Might that do the trick?

def getAllCombinations(listOfLists):
    if len(listOfLists) == 1:
        return [str(x) for x in listOfLists[0]]

    result = set()
    head, tail = listOfLists[0], listOfLists[1:]

    tailCombs = getAllCombinations(tail)
    for elem in head:
        for tc in tailCombs:
            result.add(str(elem) + tc)
    return result

v = [1, 'a']
w = [1, 'b']
x = [1, 'c']
y = [1, 'd']
z = [1, 'e']

>>> print getAllCombinations([v, w, x, y, z])
set(['111de', 'abc11', 'a1c1e', 'a111e', '11c11', 'ab11e', '1bc11', 'ab1d1', 'a1cd1', '1b1de', 'a11d1', '11111', '1b111', '11cd1', 'abcd1', '1bcde', 'ab111', '1bc1e', 'abc1e', '111d1', 'a1111', '11c1e', 'a1c11', '11cde', '1b11e', '1bcd1', 'abcde', 'a1cde', '1b1d1', 'a11de', 'ab1de', '1111e'])

Answer 7

I think another answer is in order, to respond to this:

I've written it out on my whiteboard and it all seems to have a pattern, I just haven't found it yet.

There is a pattern.

Suppose you have just two lists to combine. You can find all the combinations by making a grid.

       black        blue
     +------------+------------+
coat | black coat | blue coat  |
     +------------+------------+
hat  | black hat  | blue hat   |
     +------------+------------+

As you can see, there are 2*2 combinations. If there were 30 colors and 14 kinds of clothing, you would have 30 * 14 = 420 combinations.

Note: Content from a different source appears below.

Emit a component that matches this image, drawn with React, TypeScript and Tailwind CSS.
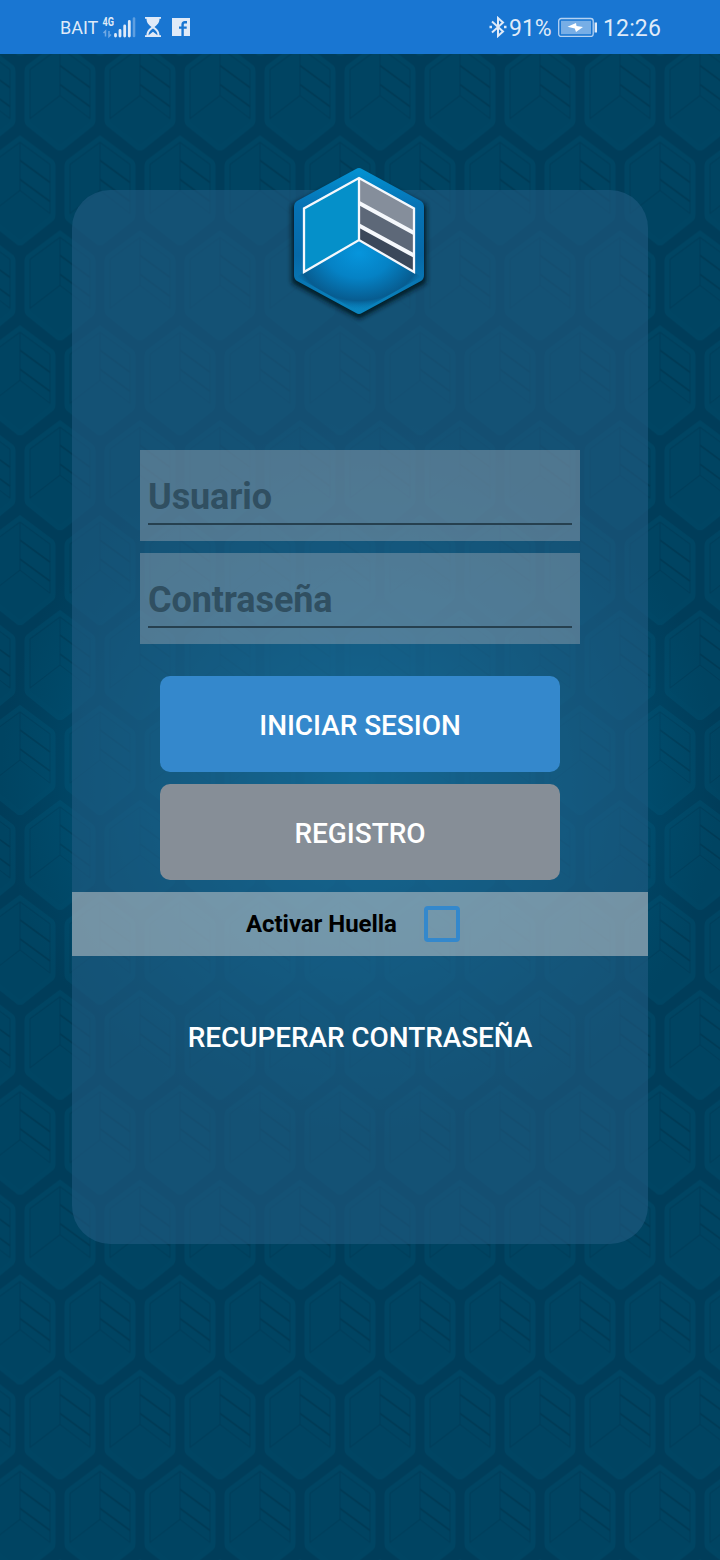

The pattern continues as you add more lists. Instead of a 2-dimensional rectangle, you get an 3-dimensional array of boxes, or ultimately an n-dimensional hyperrectangle. Regardless, the total number of combinations is always the product of the lengths of all the lists.

If you know how many lists you have, nested loops are a natural way to make all combinations.

for color in colors:
    for kind in kinds:
        print color, kind  # "black coat", "black hat", etc.

If the lists are in dictionary order to start with, and there are no duplicates, the output will also be in dictionary order.